▶ [Task prompt] Go through the material and write it all out exactly, minus the pictures.

▶ [Data entries]
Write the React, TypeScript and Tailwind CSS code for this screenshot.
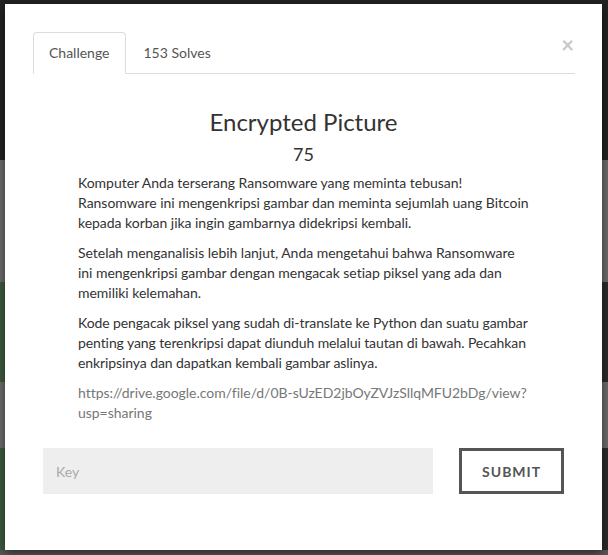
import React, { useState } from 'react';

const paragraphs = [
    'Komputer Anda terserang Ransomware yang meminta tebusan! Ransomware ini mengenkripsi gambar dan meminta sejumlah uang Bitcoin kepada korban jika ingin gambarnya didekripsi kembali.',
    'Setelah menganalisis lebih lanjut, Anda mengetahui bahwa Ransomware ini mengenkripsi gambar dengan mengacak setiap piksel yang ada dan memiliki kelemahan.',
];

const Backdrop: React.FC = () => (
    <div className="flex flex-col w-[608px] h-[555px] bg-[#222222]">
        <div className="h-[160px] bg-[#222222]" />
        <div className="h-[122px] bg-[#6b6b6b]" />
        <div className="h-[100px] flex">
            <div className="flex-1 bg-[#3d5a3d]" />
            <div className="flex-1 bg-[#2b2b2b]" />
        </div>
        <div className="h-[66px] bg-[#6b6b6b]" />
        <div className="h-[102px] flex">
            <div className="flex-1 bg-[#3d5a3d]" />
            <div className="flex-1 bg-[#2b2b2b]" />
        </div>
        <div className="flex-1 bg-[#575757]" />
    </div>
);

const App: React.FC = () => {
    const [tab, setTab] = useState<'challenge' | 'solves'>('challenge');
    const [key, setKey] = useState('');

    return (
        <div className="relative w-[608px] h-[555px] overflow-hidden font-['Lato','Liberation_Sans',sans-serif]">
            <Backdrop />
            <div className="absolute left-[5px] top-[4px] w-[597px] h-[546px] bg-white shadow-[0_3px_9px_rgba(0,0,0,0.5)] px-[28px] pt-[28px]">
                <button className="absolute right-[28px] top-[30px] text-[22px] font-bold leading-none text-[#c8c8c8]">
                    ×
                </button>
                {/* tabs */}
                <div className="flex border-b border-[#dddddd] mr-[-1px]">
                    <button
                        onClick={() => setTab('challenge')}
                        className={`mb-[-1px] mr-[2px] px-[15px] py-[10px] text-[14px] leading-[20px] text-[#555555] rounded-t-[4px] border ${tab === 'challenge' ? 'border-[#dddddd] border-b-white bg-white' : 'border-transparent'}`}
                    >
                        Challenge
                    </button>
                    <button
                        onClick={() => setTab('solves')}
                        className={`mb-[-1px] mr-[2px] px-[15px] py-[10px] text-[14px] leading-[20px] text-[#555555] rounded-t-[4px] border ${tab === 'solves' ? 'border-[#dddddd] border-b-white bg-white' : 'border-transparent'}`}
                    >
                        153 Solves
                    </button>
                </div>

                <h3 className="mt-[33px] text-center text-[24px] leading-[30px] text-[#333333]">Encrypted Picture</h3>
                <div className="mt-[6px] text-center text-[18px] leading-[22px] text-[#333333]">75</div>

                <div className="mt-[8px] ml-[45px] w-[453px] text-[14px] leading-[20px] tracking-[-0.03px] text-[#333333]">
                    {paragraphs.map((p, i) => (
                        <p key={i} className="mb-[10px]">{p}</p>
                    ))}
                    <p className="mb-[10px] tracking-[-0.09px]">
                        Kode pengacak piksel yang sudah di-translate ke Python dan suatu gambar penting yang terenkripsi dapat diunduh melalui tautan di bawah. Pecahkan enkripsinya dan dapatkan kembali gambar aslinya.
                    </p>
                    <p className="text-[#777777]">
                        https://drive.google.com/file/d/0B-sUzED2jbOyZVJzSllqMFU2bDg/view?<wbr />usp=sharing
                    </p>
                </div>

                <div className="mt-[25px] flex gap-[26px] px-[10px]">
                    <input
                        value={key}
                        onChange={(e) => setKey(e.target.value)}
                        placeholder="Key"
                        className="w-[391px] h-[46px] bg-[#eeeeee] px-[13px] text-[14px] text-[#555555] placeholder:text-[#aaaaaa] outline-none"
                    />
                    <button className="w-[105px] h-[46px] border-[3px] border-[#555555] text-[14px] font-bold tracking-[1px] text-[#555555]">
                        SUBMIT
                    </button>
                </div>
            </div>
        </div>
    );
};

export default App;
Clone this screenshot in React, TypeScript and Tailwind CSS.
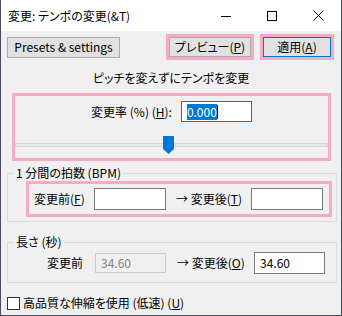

▶ [Output of the task]
Write the React, TypeScript and Tailwind CSS code for this screenshot.
import React, { useState } from 'react';

const paragraphs = [
    'Komputer Anda terserang Ransomware yang meminta tebusan! Ransomware ini mengenkripsi gambar dan meminta sejumlah uang Bitcoin kepada korban jika ingin gambarnya didekripsi kembali.',
    'Setelah menganalisis lebih lanjut, Anda mengetahui bahwa Ransomware ini mengenkripsi gambar dengan mengacak setiap piksel yang ada dan memiliki kelemahan.',
];

const Backdrop: React.FC = () => (
    <div className="flex flex-col w-[608px] h-[555px] bg-[#222222]">
        <div className="h-[160px] bg-[#222222]" />
        <div className="h-[122px] bg-[#6b6b6b]" />
        <div className="h-[100px] flex">
            <div className="flex-1 bg-[#3d5a3d]" />
            <div className="flex-1 bg-[#2b2b2b]" />
        </div>
        <div className="h-[66px] bg-[#6b6b6b]" />
        <div className="h-[102px] flex">
            <div className="flex-1 bg-[#3d5a3d]" />
            <div className="flex-1 bg-[#2b2b2b]" />
        </div>
        <div className="flex-1 bg-[#575757]" />
    </div>
);

const App: React.FC = () => {
    const [tab, setTab] = useState<'challenge' | 'solves'>('challenge');
    const [key, setKey] = useState('');

    return (
        <div className="relative w-[608px] h-[555px] overflow-hidden font-['Lato','Liberation_Sans',sans-serif]">
            <Backdrop />
            <div className="absolute left-[5px] top-[4px] w-[597px] h-[546px] bg-white shadow-[0_3px_9px_rgba(0,0,0,0.5)] px-[28px] pt-[28px]">
                <button className="absolute right-[28px] top-[30px] text-[22px] font-bold leading-none text-[#c8c8c8]">
                    ×
                </button>
                {/* tabs */}
                <div className="flex border-b border-[#dddddd] mr-[-1px]">
                    <button
                        onClick={() => setTab('challenge')}
                        className={`mb-[-1px] mr-[2px] px-[15px] py-[10px] text-[14px] leading-[20px] text-[#555555] rounded-t-[4px] border ${tab === 'challenge' ? 'border-[#dddddd] border-b-white bg-white' : 'border-transparent'}`}
                    >
                        Challenge
                    </button>
                    <button
                        onClick={() => setTab('solves')}
                        className={`mb-[-1px] mr-[2px] px-[15px] py-[10px] text-[14px] leading-[20px] text-[#555555] rounded-t-[4px] border ${tab === 'solves' ? 'border-[#dddddd] border-b-white bg-white' : 'border-transparent'}`}
                    >
                        153 Solves
                    </button>
                </div>

                <h3 className="mt-[33px] text-center text-[24px] leading-[30px] text-[#333333]">Encrypted Picture</h3>
                <div className="mt-[6px] text-center text-[18px] leading-[22px] text-[#333333]">75</div>

                <div className="mt-[8px] ml-[45px] w-[453px] text-[14px] leading-[20px] tracking-[-0.03px] text-[#333333]">
                    {paragraphs.map((p, i) => (
                        <p key={i} className="mb-[10px]">{p}</p>
                    ))}
                    <p className="mb-[10px] tracking-[-0.09px]">
                        Kode pengacak piksel yang sudah di-translate ke Python dan suatu gambar penting yang terenkripsi dapat diunduh melalui tautan di bawah. Pecahkan enkripsinya dan dapatkan kembali gambar aslinya.
                    </p>
                    <p className="text-[#777777]">
                        https://drive.google.com/file/d/0B-sUzED2jbOyZVJzSllqMFU2bDg/view?<wbr />usp=sharing
                    </p>
                </div>

                <div className="mt-[25px] flex gap-[26px] px-[10px]">
                    <input
                        value={key}
                        onChange={(e) => setKey(e.target.value)}
                        placeholder="Key"
                        className="w-[391px] h-[46px] bg-[#eeeeee] px-[13px] text-[14px] text-[#555555] placeholder:text-[#aaaaaa] outline-none"
                    />
                    <button className="w-[105px] h-[46px] border-[3px] border-[#555555] text-[14px] font-bold tracking-[1px] text-[#555555]">
                        SUBMIT
                    </button>
                </div>
            </div>
        </div>
    );
};

export default App;
Clone this screenshot in React, TypeScript and Tailwind CSS.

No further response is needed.